The smoke and mirrors that often accompany budget statements surround this deal as well, and we must wait for expert analytical eyes to go through the body of the 500-page text and tell us what troubling details lurk inside it.

But nonetheless, the very striking of a deal which can be argued to observe Boris Johnson’s basic red lines and bring an orderly switchover of trading arrangement stymies those who were seeking to catastrophise the final phase of Brexit.

The mercurial Mr Farage is quite capable of changing his mind

It also shows that the continuity Remainers who insisted Johnson was never serious about ending the transition period with a deal were talking nonsense. No wonder they were the ones sporting the longest faces and making the most sour statements on social media today.

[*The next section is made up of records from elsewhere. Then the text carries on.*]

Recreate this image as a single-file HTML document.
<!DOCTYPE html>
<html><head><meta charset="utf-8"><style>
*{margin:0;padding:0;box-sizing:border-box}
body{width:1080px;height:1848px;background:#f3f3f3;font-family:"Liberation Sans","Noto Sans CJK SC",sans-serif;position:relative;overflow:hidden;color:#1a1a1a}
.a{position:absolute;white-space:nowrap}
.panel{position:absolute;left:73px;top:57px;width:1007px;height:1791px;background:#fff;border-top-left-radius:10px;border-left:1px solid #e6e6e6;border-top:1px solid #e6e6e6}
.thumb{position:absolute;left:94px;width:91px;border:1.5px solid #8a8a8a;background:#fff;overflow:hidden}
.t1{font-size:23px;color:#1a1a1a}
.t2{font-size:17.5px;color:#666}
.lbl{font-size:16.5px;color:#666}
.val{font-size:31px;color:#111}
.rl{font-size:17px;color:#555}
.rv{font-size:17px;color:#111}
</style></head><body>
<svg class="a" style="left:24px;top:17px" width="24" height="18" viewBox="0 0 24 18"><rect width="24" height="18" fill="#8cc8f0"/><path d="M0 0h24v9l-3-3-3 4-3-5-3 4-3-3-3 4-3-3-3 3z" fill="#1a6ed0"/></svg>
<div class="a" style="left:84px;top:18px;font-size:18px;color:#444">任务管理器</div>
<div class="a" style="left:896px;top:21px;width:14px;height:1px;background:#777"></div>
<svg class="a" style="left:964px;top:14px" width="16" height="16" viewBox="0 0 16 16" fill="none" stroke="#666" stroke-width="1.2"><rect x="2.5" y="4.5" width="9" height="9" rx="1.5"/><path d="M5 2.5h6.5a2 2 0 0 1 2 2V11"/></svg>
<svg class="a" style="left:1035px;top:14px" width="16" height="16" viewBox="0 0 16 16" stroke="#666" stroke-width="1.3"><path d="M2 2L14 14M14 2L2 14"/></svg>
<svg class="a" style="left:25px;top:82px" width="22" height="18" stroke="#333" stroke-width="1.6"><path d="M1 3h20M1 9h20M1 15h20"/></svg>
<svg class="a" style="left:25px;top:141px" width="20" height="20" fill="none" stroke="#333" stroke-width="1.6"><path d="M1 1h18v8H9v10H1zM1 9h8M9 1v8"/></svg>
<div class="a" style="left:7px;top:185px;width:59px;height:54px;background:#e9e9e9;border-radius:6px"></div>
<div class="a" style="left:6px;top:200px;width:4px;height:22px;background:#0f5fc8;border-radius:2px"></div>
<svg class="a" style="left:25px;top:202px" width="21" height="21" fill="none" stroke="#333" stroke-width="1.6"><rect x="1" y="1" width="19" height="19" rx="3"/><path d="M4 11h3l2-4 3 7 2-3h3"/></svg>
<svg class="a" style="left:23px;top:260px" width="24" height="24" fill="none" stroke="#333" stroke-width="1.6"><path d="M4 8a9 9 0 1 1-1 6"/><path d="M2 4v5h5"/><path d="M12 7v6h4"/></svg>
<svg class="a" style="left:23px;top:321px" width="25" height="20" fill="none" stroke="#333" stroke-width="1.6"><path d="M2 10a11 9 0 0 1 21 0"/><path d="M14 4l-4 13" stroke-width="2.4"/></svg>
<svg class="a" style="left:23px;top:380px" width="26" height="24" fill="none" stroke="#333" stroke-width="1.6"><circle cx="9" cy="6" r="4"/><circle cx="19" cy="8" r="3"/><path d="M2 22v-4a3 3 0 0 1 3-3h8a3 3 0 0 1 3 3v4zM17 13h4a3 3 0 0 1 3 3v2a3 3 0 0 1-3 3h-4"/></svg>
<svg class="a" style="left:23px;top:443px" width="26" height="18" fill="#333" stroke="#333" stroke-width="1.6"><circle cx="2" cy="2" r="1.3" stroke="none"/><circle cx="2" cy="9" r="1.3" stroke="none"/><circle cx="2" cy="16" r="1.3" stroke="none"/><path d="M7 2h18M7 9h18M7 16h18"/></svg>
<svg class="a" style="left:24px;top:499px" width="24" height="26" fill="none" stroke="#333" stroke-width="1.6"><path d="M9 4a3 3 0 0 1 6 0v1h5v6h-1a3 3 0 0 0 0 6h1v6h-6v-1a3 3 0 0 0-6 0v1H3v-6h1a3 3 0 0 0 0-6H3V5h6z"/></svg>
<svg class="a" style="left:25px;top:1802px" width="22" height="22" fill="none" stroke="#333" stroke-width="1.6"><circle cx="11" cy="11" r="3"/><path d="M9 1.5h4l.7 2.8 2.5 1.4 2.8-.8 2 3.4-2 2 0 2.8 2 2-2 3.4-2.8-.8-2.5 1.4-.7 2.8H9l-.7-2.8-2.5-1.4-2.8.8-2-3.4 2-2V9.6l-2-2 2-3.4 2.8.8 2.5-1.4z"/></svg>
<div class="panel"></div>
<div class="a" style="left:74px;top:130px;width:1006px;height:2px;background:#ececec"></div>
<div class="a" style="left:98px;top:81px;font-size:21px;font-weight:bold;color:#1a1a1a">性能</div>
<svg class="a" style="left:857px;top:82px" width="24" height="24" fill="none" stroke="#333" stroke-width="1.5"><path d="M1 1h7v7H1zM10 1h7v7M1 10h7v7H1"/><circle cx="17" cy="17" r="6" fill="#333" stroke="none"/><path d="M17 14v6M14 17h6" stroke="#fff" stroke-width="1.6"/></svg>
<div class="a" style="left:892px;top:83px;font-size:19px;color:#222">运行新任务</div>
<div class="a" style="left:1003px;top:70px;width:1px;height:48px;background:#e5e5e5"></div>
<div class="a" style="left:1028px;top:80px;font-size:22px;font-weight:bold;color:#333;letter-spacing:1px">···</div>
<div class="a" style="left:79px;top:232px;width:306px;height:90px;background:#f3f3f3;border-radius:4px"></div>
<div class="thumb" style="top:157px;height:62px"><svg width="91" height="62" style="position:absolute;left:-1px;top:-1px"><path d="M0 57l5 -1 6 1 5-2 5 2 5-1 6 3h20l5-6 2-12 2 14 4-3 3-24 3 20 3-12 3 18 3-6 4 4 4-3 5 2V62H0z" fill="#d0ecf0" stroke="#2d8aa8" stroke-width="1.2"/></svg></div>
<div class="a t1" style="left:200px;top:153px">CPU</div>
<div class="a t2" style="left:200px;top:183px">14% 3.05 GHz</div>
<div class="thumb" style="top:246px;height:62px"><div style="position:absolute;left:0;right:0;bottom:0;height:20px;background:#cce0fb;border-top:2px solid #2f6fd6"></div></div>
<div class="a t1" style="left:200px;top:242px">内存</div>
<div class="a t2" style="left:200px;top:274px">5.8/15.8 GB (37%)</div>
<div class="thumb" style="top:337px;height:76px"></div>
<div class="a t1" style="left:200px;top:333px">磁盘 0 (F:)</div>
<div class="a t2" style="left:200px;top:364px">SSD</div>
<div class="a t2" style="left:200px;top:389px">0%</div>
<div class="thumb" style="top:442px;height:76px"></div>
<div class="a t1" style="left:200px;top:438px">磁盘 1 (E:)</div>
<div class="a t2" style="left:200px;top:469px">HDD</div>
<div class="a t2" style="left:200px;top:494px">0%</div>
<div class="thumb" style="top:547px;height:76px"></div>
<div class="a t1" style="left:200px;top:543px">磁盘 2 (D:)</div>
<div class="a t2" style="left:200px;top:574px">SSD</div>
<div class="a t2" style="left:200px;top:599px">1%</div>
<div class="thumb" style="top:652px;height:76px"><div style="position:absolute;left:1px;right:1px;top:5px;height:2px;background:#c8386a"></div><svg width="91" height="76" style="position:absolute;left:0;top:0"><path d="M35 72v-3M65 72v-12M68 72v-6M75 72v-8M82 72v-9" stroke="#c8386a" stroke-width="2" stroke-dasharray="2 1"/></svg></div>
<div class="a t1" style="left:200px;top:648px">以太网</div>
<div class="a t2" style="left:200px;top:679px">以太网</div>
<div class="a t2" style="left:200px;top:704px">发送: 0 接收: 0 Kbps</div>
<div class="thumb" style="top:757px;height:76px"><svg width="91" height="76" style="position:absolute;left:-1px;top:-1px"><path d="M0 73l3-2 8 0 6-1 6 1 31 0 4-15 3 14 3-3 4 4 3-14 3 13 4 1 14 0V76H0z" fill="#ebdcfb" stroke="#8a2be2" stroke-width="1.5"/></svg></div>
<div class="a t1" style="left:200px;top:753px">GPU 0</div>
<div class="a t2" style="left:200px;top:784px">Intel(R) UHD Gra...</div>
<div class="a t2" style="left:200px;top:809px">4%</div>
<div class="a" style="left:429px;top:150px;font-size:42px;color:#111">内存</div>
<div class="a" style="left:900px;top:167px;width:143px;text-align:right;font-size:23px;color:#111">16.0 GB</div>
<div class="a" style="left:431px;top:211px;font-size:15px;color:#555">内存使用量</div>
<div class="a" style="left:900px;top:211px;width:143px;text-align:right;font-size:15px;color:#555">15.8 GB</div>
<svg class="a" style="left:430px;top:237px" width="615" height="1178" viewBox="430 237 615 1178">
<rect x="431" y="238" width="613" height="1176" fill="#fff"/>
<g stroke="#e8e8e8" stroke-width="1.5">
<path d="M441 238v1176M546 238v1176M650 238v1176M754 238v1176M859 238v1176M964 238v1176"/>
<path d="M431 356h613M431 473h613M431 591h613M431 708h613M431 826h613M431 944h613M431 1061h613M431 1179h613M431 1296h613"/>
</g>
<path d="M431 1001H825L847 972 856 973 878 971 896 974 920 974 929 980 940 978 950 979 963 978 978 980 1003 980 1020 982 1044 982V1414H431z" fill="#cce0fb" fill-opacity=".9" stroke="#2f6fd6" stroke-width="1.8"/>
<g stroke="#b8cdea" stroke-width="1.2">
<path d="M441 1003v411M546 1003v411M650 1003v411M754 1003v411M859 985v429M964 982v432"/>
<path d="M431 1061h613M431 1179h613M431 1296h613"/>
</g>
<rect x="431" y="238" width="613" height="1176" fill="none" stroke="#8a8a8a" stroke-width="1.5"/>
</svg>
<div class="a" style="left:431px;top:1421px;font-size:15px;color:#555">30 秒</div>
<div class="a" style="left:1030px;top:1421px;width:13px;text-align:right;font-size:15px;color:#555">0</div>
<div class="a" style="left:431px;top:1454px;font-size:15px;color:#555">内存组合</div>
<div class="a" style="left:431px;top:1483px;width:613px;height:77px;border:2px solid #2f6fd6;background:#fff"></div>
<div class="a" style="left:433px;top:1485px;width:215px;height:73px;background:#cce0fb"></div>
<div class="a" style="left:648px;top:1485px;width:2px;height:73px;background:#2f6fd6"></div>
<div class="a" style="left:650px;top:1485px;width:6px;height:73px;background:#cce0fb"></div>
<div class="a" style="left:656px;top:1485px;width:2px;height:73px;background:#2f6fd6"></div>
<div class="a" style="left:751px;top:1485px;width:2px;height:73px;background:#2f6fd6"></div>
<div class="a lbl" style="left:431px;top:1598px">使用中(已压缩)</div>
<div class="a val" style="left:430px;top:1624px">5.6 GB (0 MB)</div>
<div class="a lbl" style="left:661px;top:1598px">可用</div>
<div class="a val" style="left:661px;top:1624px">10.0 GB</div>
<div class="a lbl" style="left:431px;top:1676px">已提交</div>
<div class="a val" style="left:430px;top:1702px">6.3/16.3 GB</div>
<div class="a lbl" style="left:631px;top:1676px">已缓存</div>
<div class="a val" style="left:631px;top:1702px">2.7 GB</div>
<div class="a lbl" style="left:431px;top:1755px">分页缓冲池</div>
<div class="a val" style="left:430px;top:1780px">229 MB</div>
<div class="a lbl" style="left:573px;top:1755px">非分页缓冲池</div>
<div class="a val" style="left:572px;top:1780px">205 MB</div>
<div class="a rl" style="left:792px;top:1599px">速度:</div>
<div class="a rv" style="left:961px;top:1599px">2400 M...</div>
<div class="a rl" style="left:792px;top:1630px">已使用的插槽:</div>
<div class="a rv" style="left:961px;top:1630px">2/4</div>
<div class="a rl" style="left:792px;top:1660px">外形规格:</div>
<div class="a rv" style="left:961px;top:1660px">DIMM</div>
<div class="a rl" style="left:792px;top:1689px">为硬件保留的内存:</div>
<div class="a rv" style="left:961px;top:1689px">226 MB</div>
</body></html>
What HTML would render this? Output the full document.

With Nigel Farage having already taken the strategic decision to admit that Johnson has delivered on the big picture of Brexit – albeit with many imperfections – the early atmospherics surrounding the deal are all running in the Government’s favour.

That Northern Ireland first minister Arlene Foster also gave the agreement a qualified welcome would seem to close down another potentially troublesome flank for Johnson – the idea of him selling-out the Union.

The intermission of Christmas will also take early momentum away from those ultra-purist Brexiteers seeking to advance the idea of betrayal. It is hard now to imagine a generalised outcry among Leave voters of a kind that scares Tory backbenchers into open rebellion, although the mercurial Mr Farage is quite capable of changing his mind.

For the huge swathe of voters who were resolved that Brexit must go ahead but were also heartily sick of the years of division and angst which accompanied it, the predominant emotion will probably be one of relief and a wish not to hear nearly as much about UK-EU relations in 2021.

So barring any truly grisly discoveries within the legal text, most people are likely to consider that the PM has satisfactorily met his primary general election promise of a year ago: to get Brexit done.

Attention has turned to the response of Labour and Keir Starmer. The Labour leader is whipping his MPs to back the deal, to the disgust of many of his MPs and grassroots activists. He simply could not afford to give voters the impression that he would not honour the new settlement between the UK and the EU, should he ever make it to Downing Street.

The idea that he would seek to put Britain back into the Brussels orbit would be lethal to his prospects of winning back many of the Red Wall seats Labour lost last year.

As a long-time Brexiteer, I shall wait for people such as Martin Howe QC to comb through this agreement before taking a definitive view upon it. But my instinct is to say that Boris Johnson has done quite well given where we were when took over the reins of office from Theresa May.

We could doubtlessly have done very much better had the Tories not put Theresa May into Downing Street following the referendum and had the UK government, therefore, not accepted the EU’s ‘sequencing’ demands that minimised our leverage. But the last 18 months have brought much better news for Leavers than the three years which preceded them. Mr Johnson deserves credit for that.